To prove this, remember how integrals are defined. The upper and lower Darboux sums associated to a partition $\tau=(t_k)$ of $[0,1]$ are $ U_\tau=\sum_k(t_k-t_{k-1})\sup\{X_x\mid t_{k-1}\leqslant x\leqslant t_k\}, $ and $ L_\tau=\sum_k(t_k-t_{k-1})\inf\{X_x\mid t_{k-1}\leqslant x\leqslant t_k\}, $ respectively, and the integral exists if $U_\tau-L_\tau$ can be made as small as desired by imposing that the mesh of $\tau$ is small enough. And now, the bad news:

Let $M$ and $m$ denote the upper and lower limits of the support of the common distribution of the random variables $X_x$. Then $\sup\{X_x\mid s\leqslant x\leqslant t\}=M$ and $\inf\{X_x\mid s\leqslant x\leqslant t\}=m$ almost surely, for every $s\lt t$.

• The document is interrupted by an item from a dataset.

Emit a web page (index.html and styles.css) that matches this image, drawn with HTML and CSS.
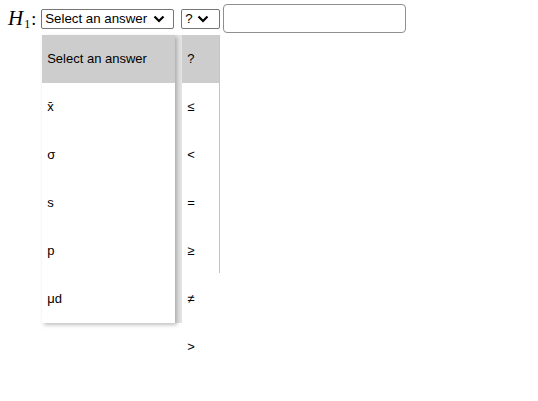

(Hint: Apply the law of large numbers to the events $A_x=[X_x\geqslant z]$ and $B_x=[X_x\leqslant z]$, for every given $z$.)

Thus, for every partition $\tau$, $U_\tau=M$ and $L_\tau=m$ almost surely. In particular, $\displaystyle\int_0^1X_x\mathrm dx$ does not exist as soon as $m\lt M$. For (non-degenerate) gaussian random variables, $m=-\infty$ and $M=+\infty$.

To conclude:

For i.i.d. (non-degenerate) random variables $(X_x)_x$, the object $\displaystyle\int_0^1X_x\mathrm dx$ does not exist.

Turning to Riemann sums $R(\tau,\xi)$, the situation is not any better. Recall that $ R(\tau,\xi)=\sum_k(t_k-t_{k-1})X_{\xi_k}, $ where $\tau=(t_k)$ is a partition of $[0,1]$ and $\xi=(\xi_k)$ is a tag of $\tau$ in the sense that $t_{k-1}\leqslant\xi_k\leqslant t_k$ for every $k$. Then, the law of large numbers shows that, as soon as the common distribution of the random variables $X_x$ is integrable with mean $m$, when the mesh of $\tau$ goes to zero, $R(\tau,\xi)$ converges to $m$ almost surely and in $L^1$. Here the limiting object exists (this is the real number $m$) but it is degenerate.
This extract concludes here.